» COLLECTED MATERIAL
^^^^
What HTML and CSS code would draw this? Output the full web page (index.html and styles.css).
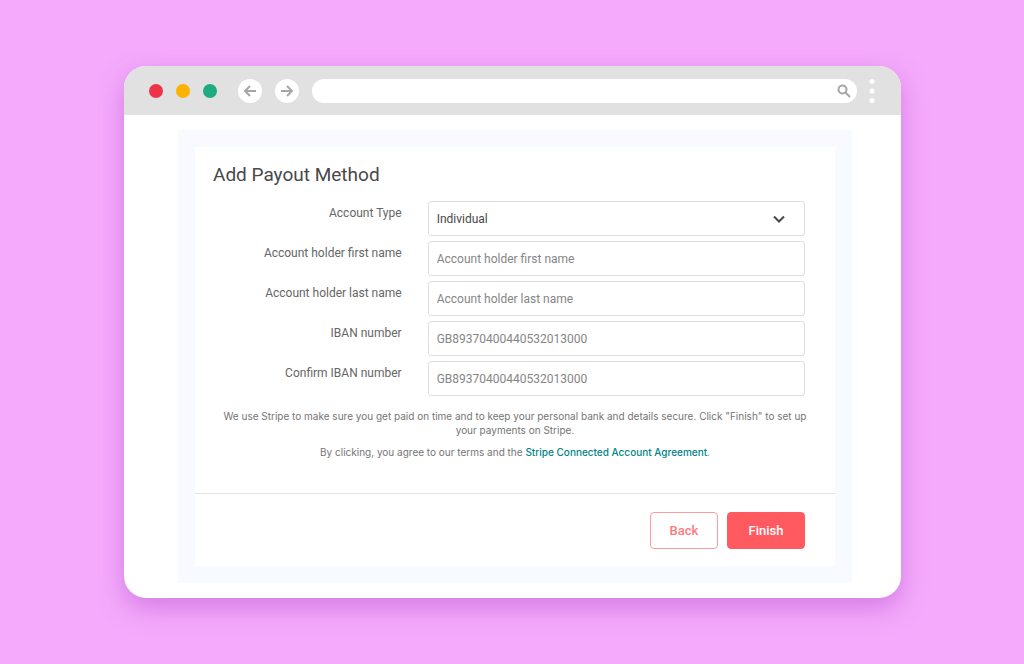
FILE: index.html
```html
<!DOCTYPE html>
<html lang="en">
<head>
    <meta charset="UTF-8">
    <meta name="viewport" content="width=device-width, initial-scale=1.0">
    <title>Add Payout Method</title>
    <link rel="stylesheet" href="styles.css">
</head>
<body>
    <div class="browser">
        <header class="toolbar">
            <div class="lights">
                <span class="light red"></span>
                <span class="light yellow"></span>
                <span class="light green"></span>
            </div>
            <div class="nav">
                <button type="button" class="nav-button" aria-label="Go back">
                    <svg width="14" height="14" viewBox="0 0 14 14"><path d="M13 7H2M7 2L2 7l5 5"/></svg>
                </button>
                <button type="button" class="nav-button" aria-label="Go forward">
                    <svg width="14" height="14" viewBox="0 0 14 14"><path d="M1 7h11M7 2l5 5-5 5"/></svg>
                </button>
            </div>
            <div class="address">
                <input type="text" class="address-input" aria-label="Address">
                <svg width="14" height="14" viewBox="0 0 14 14"><circle cx="5.5" cy="5.5" r="4"/><path d="M8.5 8.5l4.5 4.5"/></svg>
            </div>
            <button type="button" class="menu" aria-label="Menu">
                <svg width="6" height="26" viewBox="0 0 6 26"><circle cx="3" cy="3.5" r="2.5"/><circle cx="3" cy="13" r="2.5"/><circle cx="3" cy="22.5" r="2.5"/></svg>
            </button>
        </header>

        <main class="page">
            <form class="card">
                <div class="card-body">
                    <h1>Add Payout Method</h1>
                    <div class="row">
                        <label for="account-type">Account Type</label>
                        <div class="select">
                            <select id="account-type">
                                <option>Individual</option>
                                <option>Company</option>
                            </select>
                            <svg class="chevron" width="12" height="8" viewBox="0 0 12 8"><path d="M1 1.5L6 6.5l5-5"/></svg>
                        </div>
                    </div>
                    <div class="row">
                        <label for="first-name">Account holder first name</label>
                        <input type="text" id="first-name" placeholder="Account holder first name">
                    </div>
                    <div class="row">
                        <label for="last-name">Account holder last name</label>
                        <input type="text" id="last-name" placeholder="Account holder last name">
                    </div>
                    <div class="row">
                        <label for="iban">IBAN number</label>
                        <input type="text" id="iban" placeholder="GB89370400440532013000">
                    </div>
                    <div class="row">
                        <label for="iban-confirm">Confirm IBAN number</label>
                        <input type="text" id="iban-confirm" placeholder="GB89370400440532013000">
                    </div>
                    <div class="notes">
                        <p>We use Stripe to make sure you get paid on time and to keep your personal bank and details secure. Click "Finish" to set up your payments on Stripe.</p>
                        <p>By clicking, you agree to our terms and the <a href="#">Stripe Connected Account Agreement</a>.</p>
                    </div>
                </div>
                <footer class="actions">
                    <button type="button" class="btn btn-back">Back</button>
                    <button type="submit" class="btn btn-finish">Finish</button>
                </footer>
            </form>
        </main>
    </div>
</body>
</html>
```
FILE: styles.css
```css
* {
    box-sizing: border-box;
}
body {
    margin: 0;
    padding: 66px 123px 66px 124px;
    background-color: #f5aafc;
    font-family: Roboto, "Liberation Sans", sans-serif;
    font-size: 12px;
    color: #484848;
}
button, input, select {
    font: inherit;
    margin: 0;
}
button {
    cursor: pointer;
}
svg {
    display: block;
    fill: none;
    stroke: #a6a6a6;
    stroke-width: 2;
}

.browser {
    background-color: #fff;
    border-radius: 22px;
    overflow: hidden;
    box-shadow: 0 10px 24px rgba(180, 80, 205, 0.5);
}
.toolbar {
    display: flex;
    align-items: center;
    height: 49px;
    padding: 0 26px 0 25px;
    background-color: #e1e1e1;
}
.lights {
    display: flex;
    gap: 13px;
    margin-right: 21px;
}
.light {
    width: 14px;
    height: 14px;
    border-radius: 50%;
}
.red {
    background-color: #ec3349;
}
.yellow {
    background-color: #feb200;
}
.green {
    background-color: #1eab80;
}
.nav {
    display: flex;
    gap: 13px;
    margin-right: 13px;
}
.nav-button {
    display: flex;
    align-items: center;
    justify-content: center;
    width: 24px;
    height: 24px;
    padding: 0;
    border: 0;
    border-radius: 50%;
    background-color: #fff;
}
.address {
    display: flex;
    flex: 1;
    align-items: center;
    height: 24px;
    padding: 0 6px 0 12px;
    border-radius: 12px;
    background-color: #fff;
}
.address-input {
    flex: 1;
    min-width: 0;
    padding: 0;
    border: 0;
    outline: 0;
    background: none;
}
.menu {
    margin-left: 12px;
    padding: 0;
    border: 0;
    background: none;
}
.menu svg {
    fill: #fff;
    stroke: none;
}

.page {
    margin: 15px 49px 15px 54px;
    padding: 17px;
    background-color: #f7faff;
}
.card {
    background-color: #fff;
}
.card-body {
    padding: 16px 30px 26px 18px;
}
h1 {
    margin: 0 0 14px;
    font-size: 19px;
    font-weight: 400;
    line-height: 24px;
}
.row {
    display: grid;
    grid-template-columns: 1fr 2fr;
    gap: 26px;
    margin-bottom: 5px;
}
.row label {
    padding-top: 3px;
    line-height: 18px;
    text-align: right;
    color: #666;
}
.row input, .row select {
    width: 100%;
    height: 35px;
    padding: 0 8px;
    border: 1px solid #dedede;
    border-radius: 3px;
    background-color: #fff;
    color: #484848;
}
.row input::placeholder {
    color: #858585;
}
.select {
    display: grid;
    align-items: center;
}
.select select, .chevron {
    grid-area: 1 / 1;
}
.row select {
    appearance: none;
}
.chevron {
    justify-self: end;
    margin-right: 20px;
    stroke: #484848;
    pointer-events: none;
}
.notes {
    margin: 0 -6px 0 6px;
    padding-top: 8px;
    font-family: Inter, "Liberation Sans", sans-serif;
    font-size: 10px;
    line-height: 14px;
    text-align: center;
    color: #757575;
}
.notes p {
    margin: 0 0 8px;
}
.notes a {
    color: #008489;
    font-weight: 500;
    text-decoration: none;
}
.actions {
    display: flex;
    justify-content: flex-end;
    gap: 9px;
    padding: 18px 30px 17px;
    border-top: 1px solid #e2e2e2;
}
.btn {
    height: 37px;
    min-width: 68px;
    padding: 0 12px;
    border: 1px solid #ff5a5f;
    border-radius: 4px;
    font-size: 13px;
    font-weight: 500;
}
.btn-back {
    border-color: #ff9b9e;
    background-color: #fff;
    color: #ff7a7e;
}
.btn-finish {
    min-width: 78px;
    background-color: #ff5a5f;
    color: #fff;
}
```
^^^^
» WRITTEN EXERCISE
From the material above, reproduce everything verbatim except the pictures.

» ANSWER TO THIS EXERCISE
What HTML and CSS code would draw this? Output the full web page (index.html and styles.css).
FILE: index.html
```html
<!DOCTYPE html>
<html lang="en">
<head>
    <meta charset="UTF-8">
    <meta name="viewport" content="width=device-width, initial-scale=1.0">
    <title>Add Payout Method</title>
    <link rel="stylesheet" href="styles.css">
</head>
<body>
    <div class="browser">
        <header class="toolbar">
            <div class="lights">
                <span class="light red"></span>
                <span class="light yellow"></span>
                <span class="light green"></span>
            </div>
            <div class="nav">
                <button type="button" class="nav-button" aria-label="Go back">
                    <svg width="14" height="14" viewBox="0 0 14 14"><path d="M13 7H2M7 2L2 7l5 5"/></svg>
                </button>
                <button type="button" class="nav-button" aria-label="Go forward">
                    <svg width="14" height="14" viewBox="0 0 14 14"><path d="M1 7h11M7 2l5 5-5 5"/></svg>
                </button>
            </div>
            <div class="address">
                <input type="text" class="address-input" aria-label="Address">
                <svg width="14" height="14" viewBox="0 0 14 14"><circle cx="5.5" cy="5.5" r="4"/><path d="M8.5 8.5l4.5 4.5"/></svg>
            </div>
            <button type="button" class="menu" aria-label="Menu">
                <svg width="6" height="26" viewBox="0 0 6 26"><circle cx="3" cy="3.5" r="2.5"/><circle cx="3" cy="13" r="2.5"/><circle cx="3" cy="22.5" r="2.5"/></svg>
            </button>
        </header>

        <main class="page">
            <form class="card">
                <div class="card-body">
                    <h1>Add Payout Method</h1>
                    <div class="row">
                        <label for="account-type">Account Type</label>
                        <div class="select">
                            <select id="account-type">
                                <option>Individual</option>
                                <option>Company</option>
                            </select>
                            <svg class="chevron" width="12" height="8" viewBox="0 0 12 8"><path d="M1 1.5L6 6.5l5-5"/></svg>
                        </div>
                    </div>
                    <div class="row">
                        <label for="first-name">Account holder first name</label>
                        <input type="text" id="first-name" placeholder="Account holder first name">
                    </div>
                    <div class="row">
                        <label for="last-name">Account holder last name</label>
                        <input type="text" id="last-name" placeholder="Account holder last name">
                    </div>
                    <div class="row">
                        <label for="iban">IBAN number</label>
                        <input type="text" id="iban" placeholder="GB89370400440532013000">
                    </div>
                    <div class="row">
                        <label for="iban-confirm">Confirm IBAN number</label>
                        <input type="text" id="iban-confirm" placeholder="GB89370400440532013000">
                    </div>
                    <div class="notes">
                        <p>We use Stripe to make sure you get paid on time and to keep your personal bank and details secure. Click "Finish" to set up your payments on Stripe.</p>
                        <p>By clicking, you agree to our terms and the <a href="#">Stripe Connected Account Agreement</a>.</p>
                    </div>
                </div>
                <footer class="actions">
                    <button type="button" class="btn btn-back">Back</button>
                    <button type="submit" class="btn btn-finish">Finish</button>
                </footer>
            </form>
        </main>
    </div>
</body>
</html>
```
FILE: styles.css
```css
* {
    box-sizing: border-box;
}
body {
    margin: 0;
    padding: 66px 123px 66px 124px;
    background-color: #f5aafc;
    font-family: Roboto, "Liberation Sans", sans-serif;
    font-size: 12px;
    color: #484848;
}
button, input, select {
    font: inherit;
    margin: 0;
}
button {
    cursor: pointer;
}
svg {
    display: block;
    fill: none;
    stroke: #a6a6a6;
    stroke-width: 2;
}

.browser {
    background-color: #fff;
    border-radius: 22px;
    overflow: hidden;
    box-shadow: 0 10px 24px rgba(180, 80, 205, 0.5);
}
.toolbar {
    display: flex;
    align-items: center;
    height: 49px;
    padding: 0 26px 0 25px;
    background-color: #e1e1e1;
}
.lights {
    display: flex;
    gap: 13px;
    margin-right: 21px;
}
.light {
    width: 14px;
    height: 14px;
    border-radius: 50%;
}
.red {
    background-color: #ec3349;
}
.yellow {
    background-color: #feb200;
}
.green {
    background-color: #1eab80;
}
.nav {
    display: flex;
    gap: 13px;
    margin-right: 13px;
}
.nav-button {
    display: flex;
    align-items: center;
    justify-content: center;
    width: 24px;
    height: 24px;
    padding: 0;
    border: 0;
    border-radius: 50%;
    background-color: #fff;
}
.address {
    display: flex;
    flex: 1;
    align-items: center;
    height: 24px;
    padding: 0 6px 0 12px;
    border-radius: 12px;
    background-color: #fff;
}
.address-input {
    flex: 1;
    min-width: 0;
    padding: 0;
    border: 0;
    outline: 0;
    background: none;
}
.menu {
    margin-left: 12px;
    padding: 0;
    border: 0;
    background: none;
}
.menu svg {
    fill: #fff;
    stroke: none;
}

.page {
    margin: 15px 49px 15px 54px;
    padding: 17px;
    background-color: #f7faff;
}
.card {
    background-color: #fff;
}
.card-body {
    padding: 16px 30px 26px 18px;
}
h1 {
    margin: 0 0 14px;
    font-size: 19px;
    font-weight: 400;
    line-height: 24px;
}
.row {
    display: grid;
    grid-template-columns: 1fr 2fr;
    gap: 26px;
    margin-bottom: 5px;
}
.row label {
    padding-top: 3px;
    line-height: 18px;
    text-align: right;
    color: #666;
}
.row input, .row select {
    width: 100%;
    height: 35px;
    padding: 0 8px;
    border: 1px solid #dedede;
    border-radius: 3px;
    background-color: #fff;
    color: #484848;
}
.row input::placeholder {
    color: #858585;
}
.select {
    display: grid;
    align-items: center;
}
.select select, .chevron {
    grid-area: 1 / 1;
}
.row select {
    appearance: none;
}
.chevron {
    justify-self: end;
    margin-right: 20px;
    stroke: #484848;
    pointer-events: none;
}
.notes {
    margin: 0 -6px 0 6px;
    padding-top: 8px;
    font-family: Inter, "Liberation Sans", sans-serif;
    font-size: 10px;
    line-height: 14px;
    text-align: center;
    color: #757575;
}
.notes p {
    margin: 0 0 8px;
}
.notes a {
    color: #008489;
    font-weight: 500;
    text-decoration: none;
}
.actions {
    display: flex;
    justify-content: flex-end;
    gap: 9px;
    padding: 18px 30px 17px;
    border-top: 1px solid #e2e2e2;
}
.btn {
    height: 37px;
    min-width: 68px;
    padding: 0 12px;
    border: 1px solid #ff5a5f;
    border-radius: 4px;
    font-size: 13px;
    font-weight: 500;
}
.btn-back {
    border-color: #ff9b9e;
    background-color: #fff;
    color: #ff7a7e;
}
.btn-finish {
    min-width: 78px;
    background-color: #ff5a5f;
    color: #fff;
}
```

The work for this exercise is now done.